━━━ Given records ━━━

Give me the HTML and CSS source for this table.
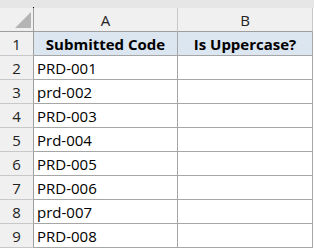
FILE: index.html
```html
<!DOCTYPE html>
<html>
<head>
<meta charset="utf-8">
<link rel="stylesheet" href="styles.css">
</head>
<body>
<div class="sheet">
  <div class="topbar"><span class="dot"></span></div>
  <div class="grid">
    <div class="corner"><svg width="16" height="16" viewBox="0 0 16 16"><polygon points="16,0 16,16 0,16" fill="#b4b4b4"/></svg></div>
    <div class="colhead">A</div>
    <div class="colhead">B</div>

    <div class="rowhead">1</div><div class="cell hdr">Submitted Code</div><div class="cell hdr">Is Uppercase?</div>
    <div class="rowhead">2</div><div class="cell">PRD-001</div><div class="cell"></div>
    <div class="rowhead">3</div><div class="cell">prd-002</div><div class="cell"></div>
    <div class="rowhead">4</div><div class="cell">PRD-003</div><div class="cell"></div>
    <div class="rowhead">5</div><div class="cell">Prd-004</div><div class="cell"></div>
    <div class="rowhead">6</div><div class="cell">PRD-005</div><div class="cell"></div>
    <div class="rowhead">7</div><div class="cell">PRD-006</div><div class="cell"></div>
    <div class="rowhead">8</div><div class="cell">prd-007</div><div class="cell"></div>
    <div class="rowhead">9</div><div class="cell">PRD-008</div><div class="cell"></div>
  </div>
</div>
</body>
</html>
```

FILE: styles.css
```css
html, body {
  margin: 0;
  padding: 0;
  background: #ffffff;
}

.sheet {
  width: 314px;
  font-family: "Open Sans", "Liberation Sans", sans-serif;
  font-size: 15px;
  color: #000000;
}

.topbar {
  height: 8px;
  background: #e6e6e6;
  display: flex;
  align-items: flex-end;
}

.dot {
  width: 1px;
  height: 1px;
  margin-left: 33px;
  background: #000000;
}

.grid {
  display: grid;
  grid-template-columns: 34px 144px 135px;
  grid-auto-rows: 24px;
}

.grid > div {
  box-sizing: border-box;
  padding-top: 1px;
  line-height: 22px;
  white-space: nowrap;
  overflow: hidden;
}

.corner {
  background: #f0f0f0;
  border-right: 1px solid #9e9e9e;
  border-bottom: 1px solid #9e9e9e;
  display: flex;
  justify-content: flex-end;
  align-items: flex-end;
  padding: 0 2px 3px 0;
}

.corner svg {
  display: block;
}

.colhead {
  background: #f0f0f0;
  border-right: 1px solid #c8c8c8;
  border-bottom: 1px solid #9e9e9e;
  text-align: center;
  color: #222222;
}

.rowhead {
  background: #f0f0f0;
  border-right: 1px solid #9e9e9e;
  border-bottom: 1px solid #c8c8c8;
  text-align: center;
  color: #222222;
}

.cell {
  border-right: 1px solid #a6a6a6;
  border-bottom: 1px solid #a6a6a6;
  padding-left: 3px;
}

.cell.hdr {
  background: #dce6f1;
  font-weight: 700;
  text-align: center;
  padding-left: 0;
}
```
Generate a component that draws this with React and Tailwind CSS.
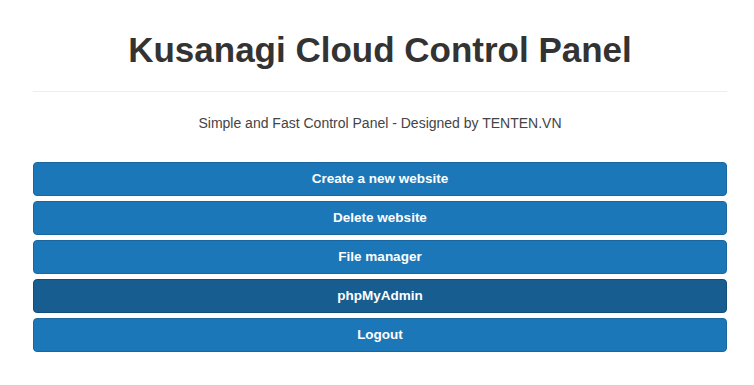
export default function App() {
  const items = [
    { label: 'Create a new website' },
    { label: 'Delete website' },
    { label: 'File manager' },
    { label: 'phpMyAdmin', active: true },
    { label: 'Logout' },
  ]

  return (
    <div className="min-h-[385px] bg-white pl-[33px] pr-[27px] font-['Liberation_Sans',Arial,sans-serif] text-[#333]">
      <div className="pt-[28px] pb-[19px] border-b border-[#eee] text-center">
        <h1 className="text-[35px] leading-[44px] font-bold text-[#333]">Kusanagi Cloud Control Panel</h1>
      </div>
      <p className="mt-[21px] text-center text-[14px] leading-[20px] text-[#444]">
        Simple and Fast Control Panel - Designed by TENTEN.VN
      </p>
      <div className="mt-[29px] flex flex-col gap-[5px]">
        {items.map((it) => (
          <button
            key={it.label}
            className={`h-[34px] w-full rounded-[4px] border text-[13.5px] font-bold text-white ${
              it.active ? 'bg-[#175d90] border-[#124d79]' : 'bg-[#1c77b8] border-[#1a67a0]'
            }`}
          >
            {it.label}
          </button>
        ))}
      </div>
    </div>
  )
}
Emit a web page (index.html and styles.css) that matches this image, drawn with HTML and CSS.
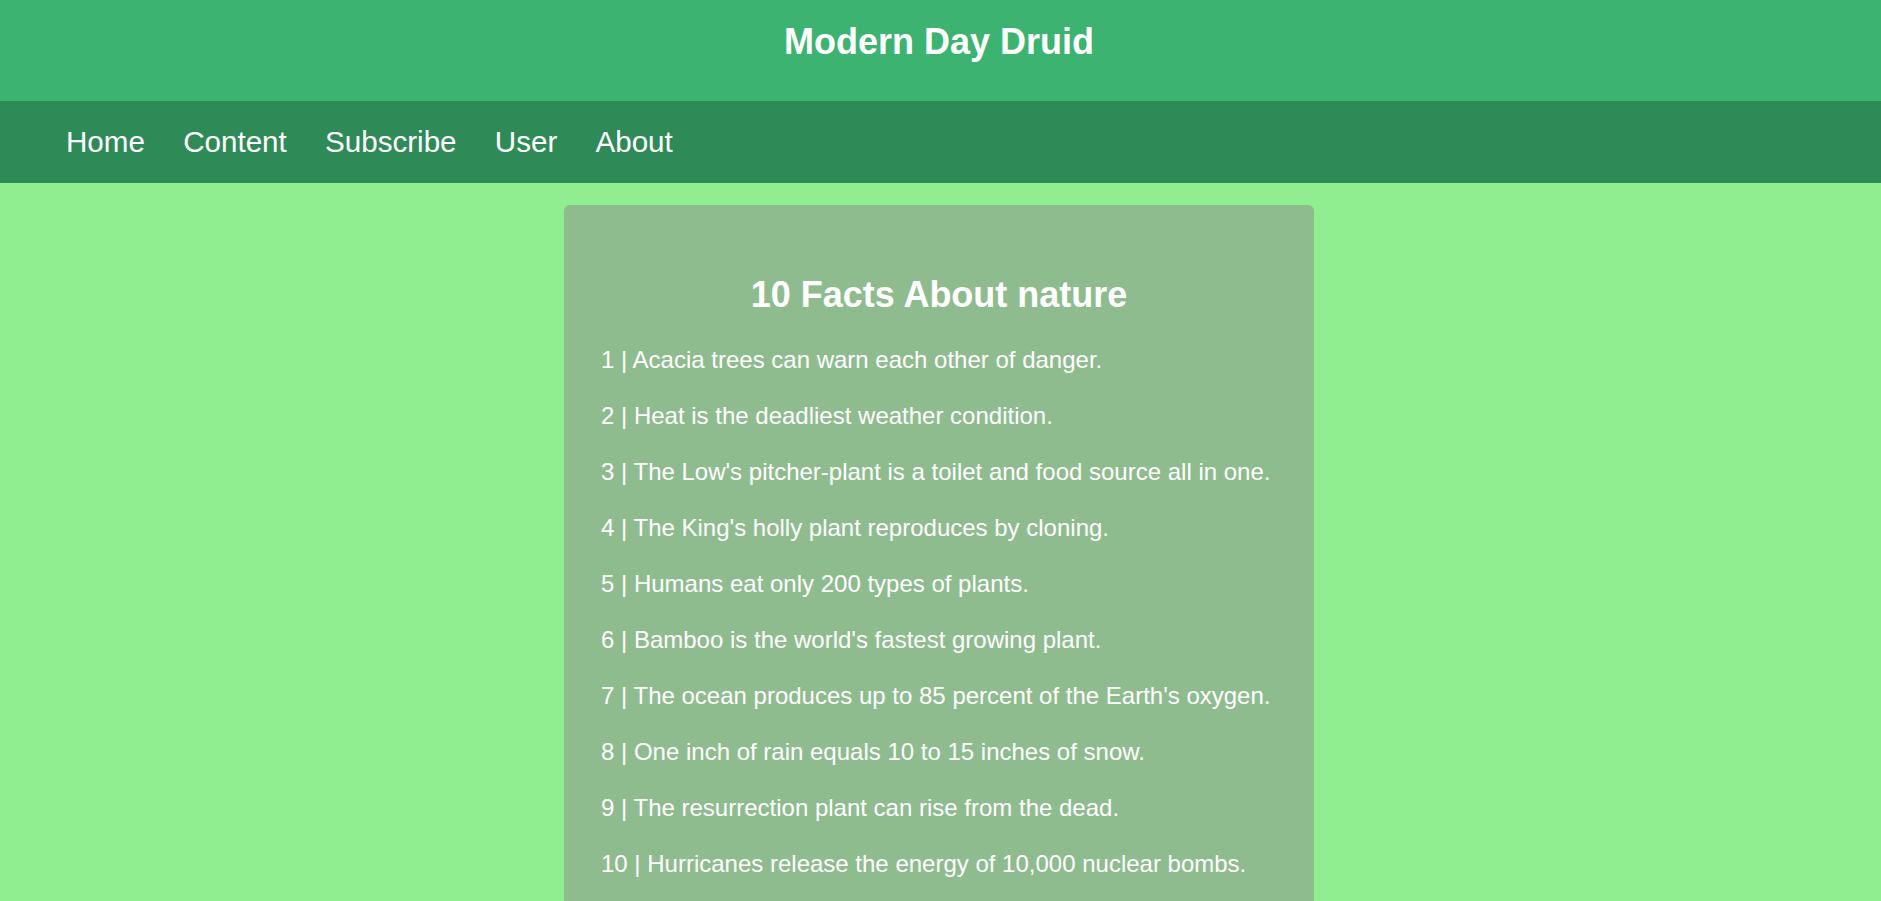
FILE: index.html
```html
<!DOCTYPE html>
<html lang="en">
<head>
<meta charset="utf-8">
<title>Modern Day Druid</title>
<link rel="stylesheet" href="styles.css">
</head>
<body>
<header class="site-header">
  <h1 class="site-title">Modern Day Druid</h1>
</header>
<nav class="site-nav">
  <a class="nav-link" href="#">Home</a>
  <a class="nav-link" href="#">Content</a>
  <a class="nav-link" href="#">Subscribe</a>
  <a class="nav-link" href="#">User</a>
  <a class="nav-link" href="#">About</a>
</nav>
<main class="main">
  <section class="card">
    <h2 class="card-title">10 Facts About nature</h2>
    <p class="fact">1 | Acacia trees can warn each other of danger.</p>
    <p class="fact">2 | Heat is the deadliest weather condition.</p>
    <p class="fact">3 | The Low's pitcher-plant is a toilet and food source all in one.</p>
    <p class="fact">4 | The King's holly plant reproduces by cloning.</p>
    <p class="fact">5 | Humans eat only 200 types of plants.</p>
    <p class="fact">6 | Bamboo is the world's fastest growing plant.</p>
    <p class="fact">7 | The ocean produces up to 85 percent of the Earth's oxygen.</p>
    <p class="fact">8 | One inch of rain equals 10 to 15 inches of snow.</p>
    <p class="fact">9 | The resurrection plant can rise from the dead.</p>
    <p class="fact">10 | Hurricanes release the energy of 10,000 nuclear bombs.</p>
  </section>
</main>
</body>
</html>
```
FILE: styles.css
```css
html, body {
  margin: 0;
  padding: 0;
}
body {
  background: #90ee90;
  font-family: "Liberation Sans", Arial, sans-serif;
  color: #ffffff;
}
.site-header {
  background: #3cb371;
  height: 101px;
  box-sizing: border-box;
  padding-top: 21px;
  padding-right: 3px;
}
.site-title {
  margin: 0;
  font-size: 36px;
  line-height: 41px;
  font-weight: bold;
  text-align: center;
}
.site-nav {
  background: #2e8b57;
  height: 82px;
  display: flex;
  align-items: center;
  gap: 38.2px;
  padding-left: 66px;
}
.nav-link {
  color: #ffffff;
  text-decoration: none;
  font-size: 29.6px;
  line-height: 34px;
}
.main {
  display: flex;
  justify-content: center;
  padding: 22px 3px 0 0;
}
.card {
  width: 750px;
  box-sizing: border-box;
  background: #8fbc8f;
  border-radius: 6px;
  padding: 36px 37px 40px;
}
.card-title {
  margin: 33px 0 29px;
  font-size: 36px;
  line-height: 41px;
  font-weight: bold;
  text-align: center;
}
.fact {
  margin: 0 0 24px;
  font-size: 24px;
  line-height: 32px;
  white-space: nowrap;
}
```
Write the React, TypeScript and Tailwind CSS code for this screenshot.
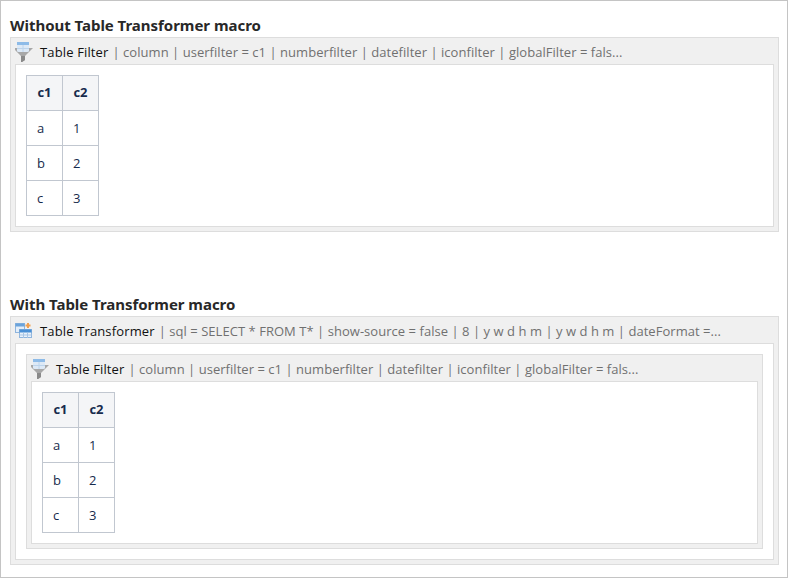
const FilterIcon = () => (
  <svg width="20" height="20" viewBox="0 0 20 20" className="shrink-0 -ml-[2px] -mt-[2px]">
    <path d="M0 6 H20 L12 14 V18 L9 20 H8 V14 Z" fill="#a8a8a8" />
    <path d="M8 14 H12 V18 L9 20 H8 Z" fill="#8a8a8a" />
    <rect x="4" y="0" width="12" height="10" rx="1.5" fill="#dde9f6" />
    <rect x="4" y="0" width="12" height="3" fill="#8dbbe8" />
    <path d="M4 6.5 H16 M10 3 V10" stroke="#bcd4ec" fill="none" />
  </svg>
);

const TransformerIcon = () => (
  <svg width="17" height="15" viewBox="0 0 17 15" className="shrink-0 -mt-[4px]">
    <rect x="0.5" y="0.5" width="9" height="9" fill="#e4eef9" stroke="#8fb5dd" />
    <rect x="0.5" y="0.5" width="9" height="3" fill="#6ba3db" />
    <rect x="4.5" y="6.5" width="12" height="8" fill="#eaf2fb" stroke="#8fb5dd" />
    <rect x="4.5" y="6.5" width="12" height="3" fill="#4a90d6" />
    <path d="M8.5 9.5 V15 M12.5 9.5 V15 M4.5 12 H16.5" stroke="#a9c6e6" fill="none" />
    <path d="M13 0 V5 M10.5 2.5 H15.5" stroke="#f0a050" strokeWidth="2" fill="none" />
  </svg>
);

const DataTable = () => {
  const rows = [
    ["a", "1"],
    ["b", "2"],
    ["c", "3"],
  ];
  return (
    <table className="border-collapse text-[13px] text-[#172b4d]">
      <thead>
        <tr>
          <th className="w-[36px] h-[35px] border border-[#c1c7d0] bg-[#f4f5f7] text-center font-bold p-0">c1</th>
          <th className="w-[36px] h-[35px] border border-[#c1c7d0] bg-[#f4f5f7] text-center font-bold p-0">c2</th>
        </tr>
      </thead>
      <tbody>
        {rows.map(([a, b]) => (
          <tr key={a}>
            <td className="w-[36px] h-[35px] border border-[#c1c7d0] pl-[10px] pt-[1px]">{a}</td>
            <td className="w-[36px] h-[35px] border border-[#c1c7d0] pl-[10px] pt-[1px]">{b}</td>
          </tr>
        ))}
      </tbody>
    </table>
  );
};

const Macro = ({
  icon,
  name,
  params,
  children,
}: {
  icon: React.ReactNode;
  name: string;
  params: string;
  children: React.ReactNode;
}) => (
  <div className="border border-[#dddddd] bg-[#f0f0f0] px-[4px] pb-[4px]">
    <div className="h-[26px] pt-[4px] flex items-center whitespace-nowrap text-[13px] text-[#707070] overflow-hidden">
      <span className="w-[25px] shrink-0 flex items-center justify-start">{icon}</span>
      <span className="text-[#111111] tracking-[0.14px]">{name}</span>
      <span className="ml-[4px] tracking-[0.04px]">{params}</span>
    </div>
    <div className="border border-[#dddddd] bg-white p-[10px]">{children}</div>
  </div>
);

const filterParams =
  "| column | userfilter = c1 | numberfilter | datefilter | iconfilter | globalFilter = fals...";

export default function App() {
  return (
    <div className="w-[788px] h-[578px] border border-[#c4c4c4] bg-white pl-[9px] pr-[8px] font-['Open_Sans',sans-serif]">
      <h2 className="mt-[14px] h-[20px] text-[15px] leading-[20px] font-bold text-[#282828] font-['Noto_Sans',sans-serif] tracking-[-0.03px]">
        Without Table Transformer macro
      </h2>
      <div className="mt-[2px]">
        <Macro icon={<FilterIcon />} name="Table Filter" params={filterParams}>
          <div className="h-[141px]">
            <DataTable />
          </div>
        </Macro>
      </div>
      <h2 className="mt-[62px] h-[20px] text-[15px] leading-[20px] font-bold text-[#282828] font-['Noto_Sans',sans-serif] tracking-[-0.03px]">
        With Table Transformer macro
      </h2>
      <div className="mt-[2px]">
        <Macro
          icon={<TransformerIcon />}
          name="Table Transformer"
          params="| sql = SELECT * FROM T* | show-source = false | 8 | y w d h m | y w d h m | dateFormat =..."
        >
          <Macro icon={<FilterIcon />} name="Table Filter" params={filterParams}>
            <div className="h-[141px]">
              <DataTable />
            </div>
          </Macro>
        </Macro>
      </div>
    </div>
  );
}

━━━

What is required :: Copy out the lines that hold "React".

Answer ::
Generate a component that draws this with React and Tailwind CSS.
Write the React, TypeScript and Tailwind CSS code for this screenshot.
  icon: React.ReactNode;
  children: React.ReactNode;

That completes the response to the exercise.